Frustrating patterns

 

Do you often find yourself wondering how on earth you possibly get yourself into the same patterns over and over ? Maybe it’s another emotionally distant relationship, an overly involved friendship, or trouble in the workplace that makes you feel overlooked – again. It feels like a cycle of painful déjà vu that you can’t seem to stop.

You might be able to notice the patterns and name it, but it somehow keeps happening. You might feel frustrated by your decisions, confused about what you could do differently, or even ashamed of these repeated patterns. It’s not that you want to repeat that past –you just keep getting pulled back into it.

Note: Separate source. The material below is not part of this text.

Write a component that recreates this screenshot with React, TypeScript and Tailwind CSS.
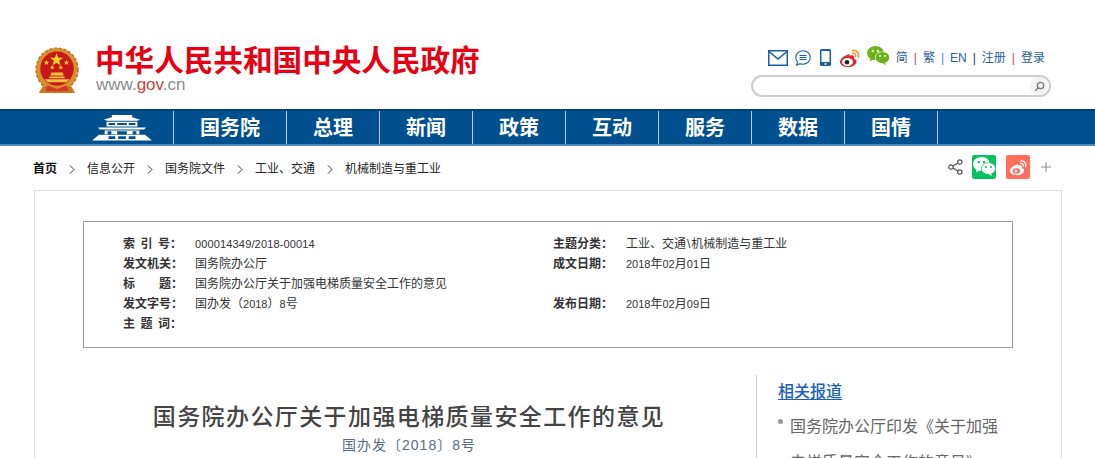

This re-creation of the past is your brain doing exactly what it is designed to do – protect you.

The human brain is hardwired for survival, which is rooted in familiarity. This means always knowing what to expect. So, even when the familiar is painful and you might want to change and break free, another part of your brain decides it’s safer to stick with what you already know.

This can be especially true if in the past you learned that unpredictability meant danger, as most trauma survivors have.

Understanding why you might recreate your past is not about blaming or shaming yourself. Rather, it’s about making sense of your actions. Your patterns, however frustrating, are rooted in very real survival strategies.

Being able to actually change these cycles is learning that you no longer need to be in survival mode. It’s the beginning of the challenging, but powerful, process of choosing something new.

Core Beliefs Underlying Patterns

When you grow up in an unstable or chaotic house, it does not just impact you for a single moment. By being on high alert while living in an environment where love, safety, or stability are inconsistent, you adapt. You learn what you need to do to protect yourself to avoid harsh reactions of rejection, criticism, or shame. This constant uncertainty shapes how you relate to yourself and to others.

This is where patterns begin.

The longer you are in such an environment, especially as a child, you form certain “core beliefs.” These are deep-rooted, automatic thoughts that shape your identity and what you think you can expect and deserve from relationships. Your core beliefs are woven into the way that you see the world and show up in every part of your life – romantic relationships, friendships, the workplace, and so on and so forth. These beliefs might sound something like…

    • I am not enough.
    • My needs are a burden.
    • I must stay quiet so that I am safe.
    • I’m the problem.
    • People will always leave me.

These beliefs came from key relationships that made you feel this was very true. To believe these things may have been protective and necessary for you. For instance, if you believe that you are defective or a problem, you’re far less likely to fight back. This can maintain your relationship with, say, a parent and also minimize criticism or abuse coming your way.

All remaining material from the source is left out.